To further avoid casualties during these bombings, children were separated from their parents and sent away from London. They were handed over to those in the countryside to wait out the War. Sophia took in three children to save them from the bombing that went on for 11 weeks. Sophia, a woman caught in between different worlds, never married. Instead, she became a godmother to her housekeeper Bosie’s daughter, Drovna. According to Anita Anand’s book, she would tell Drovna about how women like her had marched and fought tooth and nail for women’s rights.
It is very possible that if not for the diaries Sophia meticulously kept—and a few photographs and letters—her story could have been lost forever. This would have been a real shame considering how Sophia and her family’s story is a significant chapter in the intricately linked histories of India and Britain. No one could have predicted that the shy Sophia, who grew up in favour of the British court, would one day become a formidable revolutionary. It took only one visit to India to shape Sophia into the person she was meant to be.

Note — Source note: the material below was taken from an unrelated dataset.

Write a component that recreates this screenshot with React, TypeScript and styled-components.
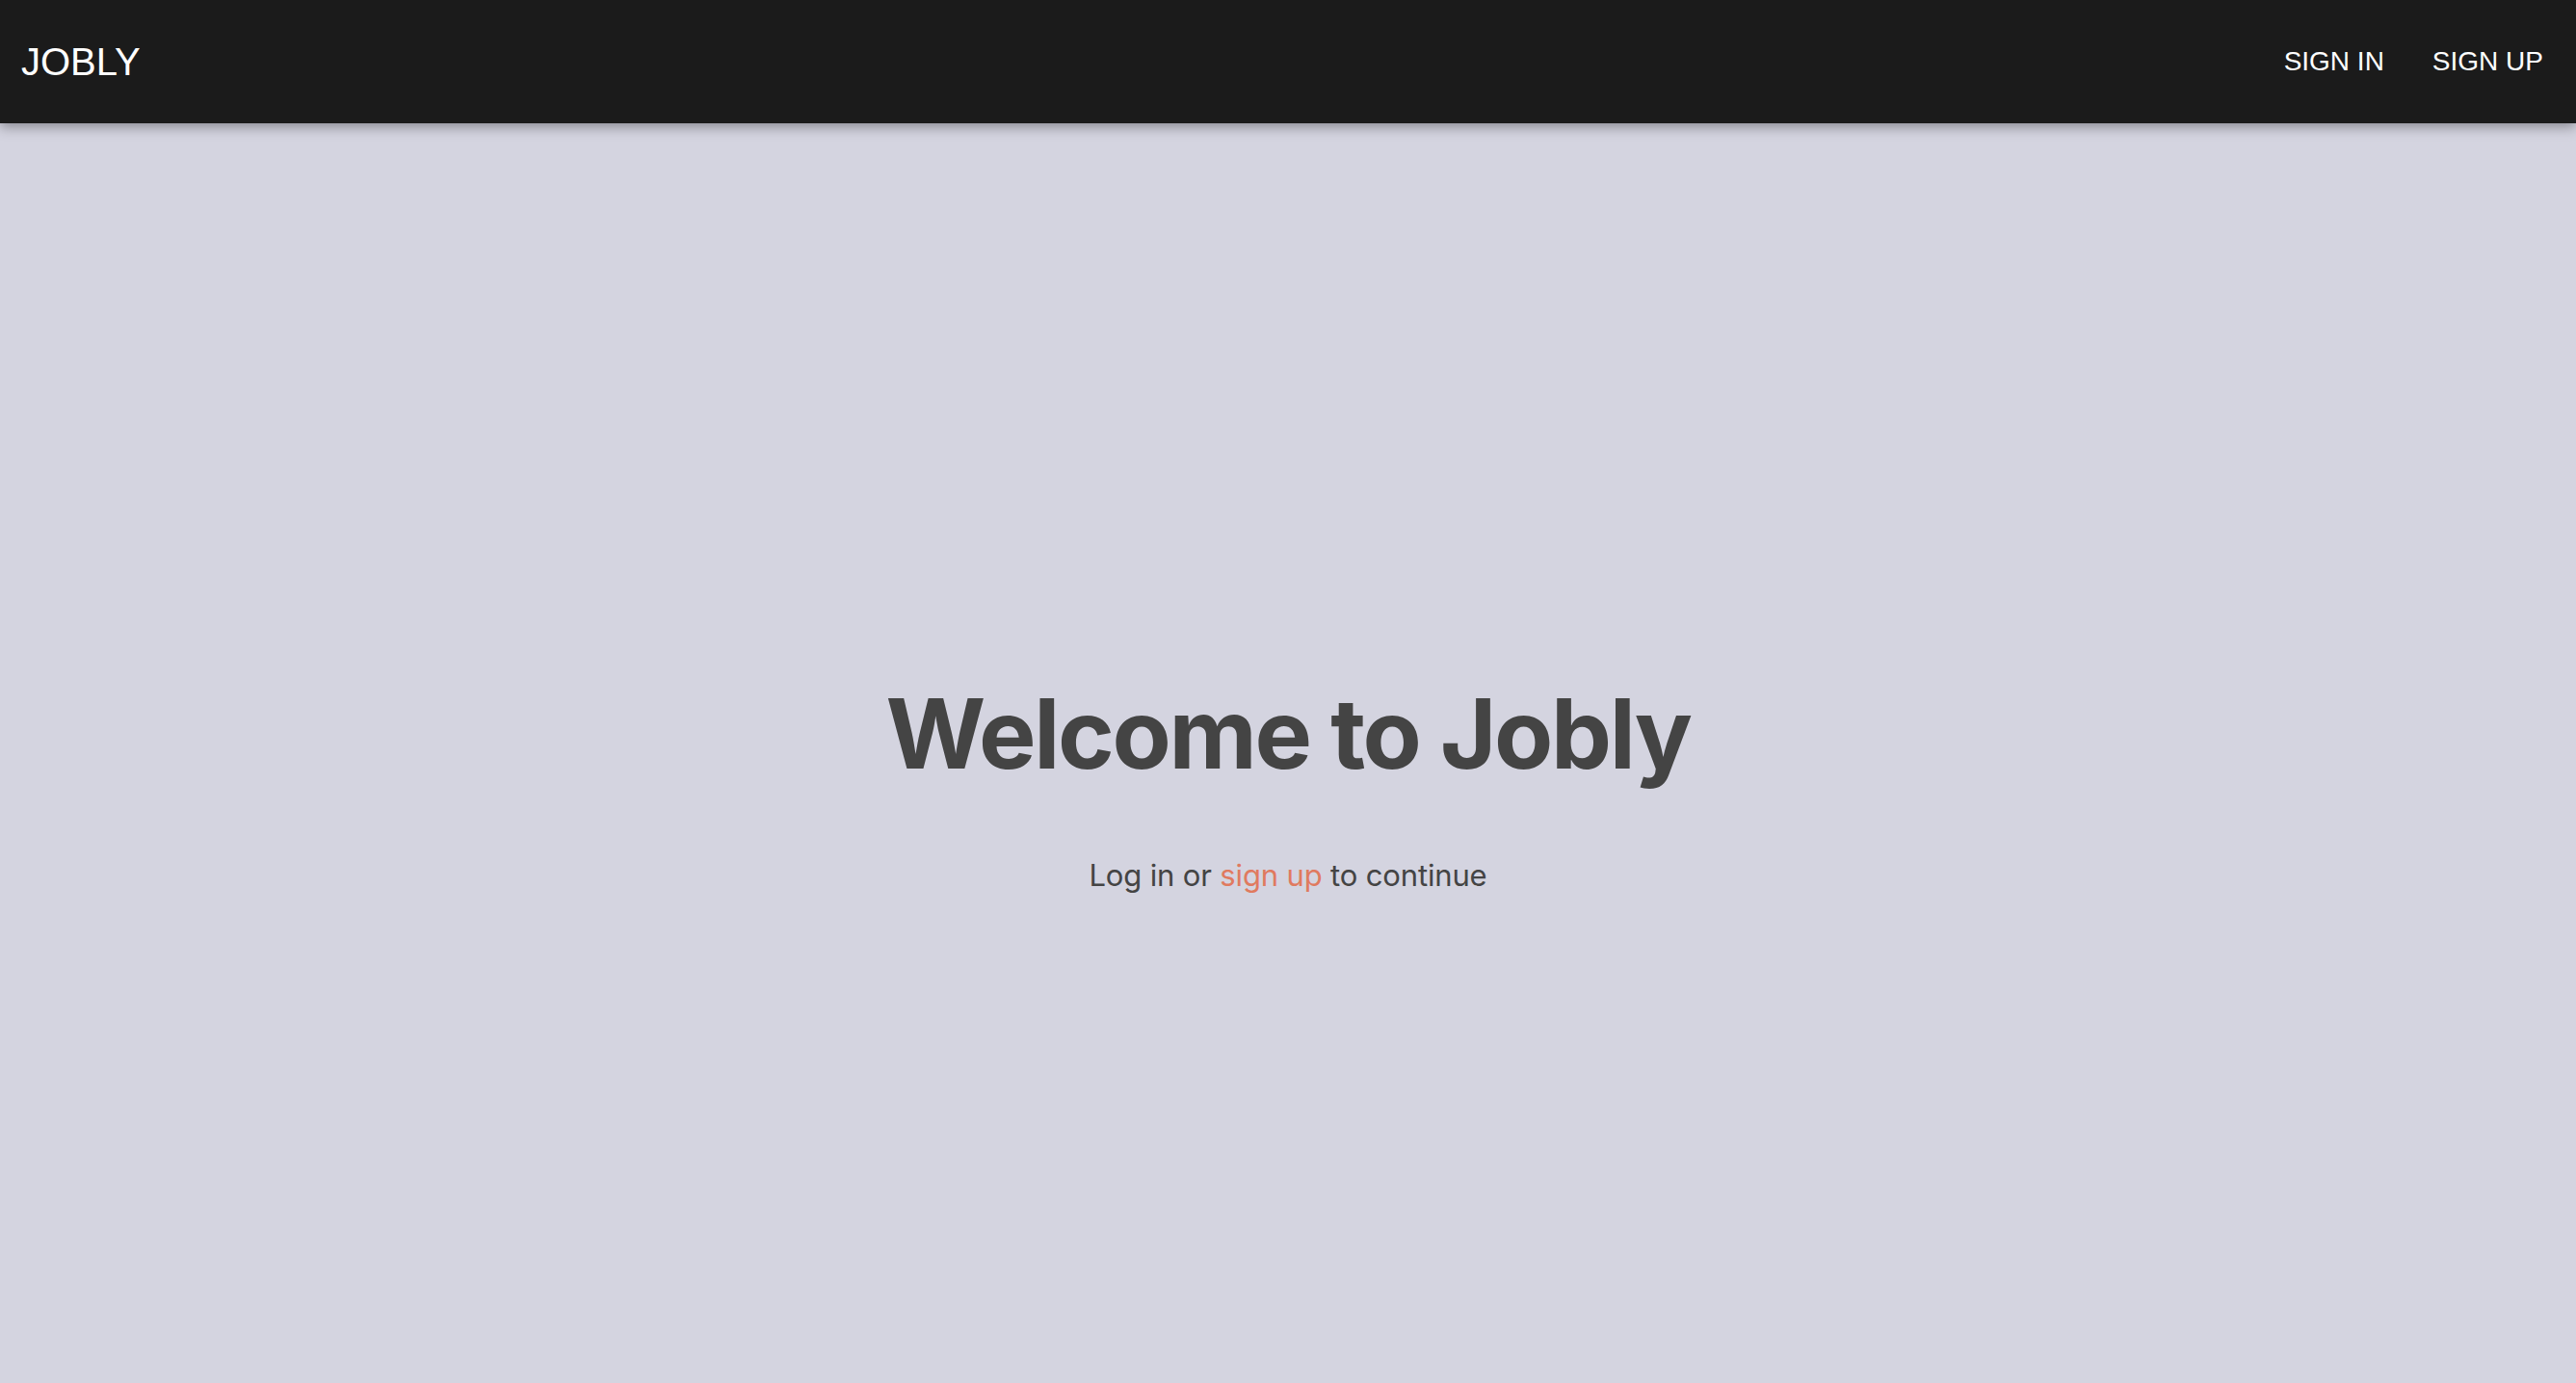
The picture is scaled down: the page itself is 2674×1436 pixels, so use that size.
import React from "react";
import styled, { createGlobalStyle } from "styled-components";

const GlobalStyle = createGlobalStyle`
  html, body {
    margin: 0;
    padding: 0;
    background: #d4d4e0;
  }
  * { box-sizing: border-box; }
`;

const Page = styled.div`
  min-height: 100vh;
  display: flex;
  flex-direction: column;
  background: #d4d4e0;
`;

const NavBar = styled.header`
  height: 128px;
  background: #1b1b1b;
  display: flex;
  align-items: center;
  justify-content: space-between;
  padding: 0 34px 0 22px;
  box-shadow: 0 4px 12px rgba(0, 0, 0, 0.35);
  position: relative;
  z-index: 1;
`;

const Brand = styled.a`
  font-family: "Liberation Sans", Arial, sans-serif;
  font-size: 40px;
  color: #ffffff;
  text-decoration: none;
`;

const NavLinks = styled.nav`
  display: flex;
  align-items: center;
  gap: 50px;
`;

const NavLink = styled.a`
  font-family: "Liberation Sans", Arial, sans-serif;
  font-size: 28px;
  color: #ffffff;
  text-decoration: none;
`;

const Main = styled.main`
  flex: 1;
  display: flex;
  flex-direction: column;
  align-items: center;
  padding-top: 584px;
`;

const Title = styled.h1`
  margin: 0;
  font-family: Inter, "Noto Sans", sans-serif;
  font-weight: 700;
  font-size: 100px;
  line-height: 1;
  letter-spacing: -2.3px;
  color: #444444;
`;

const Subtitle = styled.p`
  margin: 78px 0 0;
  font-family: Inter, "Noto Sans", sans-serif;
  font-size: 31px;
  line-height: 1.2;
  letter-spacing: -0.15px;
  color: #444444;
`;

const InlineLink = styled.a`
  color: #e07a5f;
  text-decoration: none;
`;

export default function App() {
  return (
    <>
      <GlobalStyle />
      <Page>
        <NavBar>
          <Brand href="#">JOBLY</Brand>
          <NavLinks>
            <NavLink href="#">SIGN IN</NavLink>
            <NavLink href="#">SIGN UP</NavLink>
          </NavLinks>
        </NavBar>
        <Main>
          <Title>Welcome to Jobly</Title>
          <Subtitle>
            Log in or <InlineLink href="#">sign up</InlineLink> to continue
          </Subtitle>
        </Main>
      </Page>
    </>
  );
}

In 1918, the British Parliament passed the Representation of the People Act, which gave women the right to vote. In 2018, when the British government marked the centenary of this law, a stamp was issued in Sophia’s honour. The once-controversial photo of Sophia selling The Suffragette outside the Hampton Court Palace is now on this stamp.
India is yet to recognize the many ways in which Sophia, a life-long warrior like her ancestors, battled for the cause of human rights. She passed away in 1948 at the age of 72 in Buckinghamshire. Sophia was cremated in accordance with Sikh rites, as per her wishes.
Despite spending almost all her life in Britain and having much of her family buried there, Sophia wanted her ashes to be brought to India and scattered there. Her father had also wished for the same but his wishes were never granted.
Sophia’s wishes were honoured. The Princess of Punjab was finally home. She became one with the land of her forefathers. In May 2023, Sophia’s contribution was formally recognized when the UK installed a blue plaque in front of her residence. (Buildings of historical importance are marked by blue plaques in the UK.) If her family had continued to hold on to her grandfather’s legacy, Sophia could have been one of the few caretakers of the precious Koh-i-Noor.

Every time India and England talk of that diamond, dear reader, think of what Sophia did for the two nations. And every time the question of nationality comes up, dear reader, think about Sophia—who was born and raised elsewhere but found a calling in both India and Britain as a way to navigate different identities.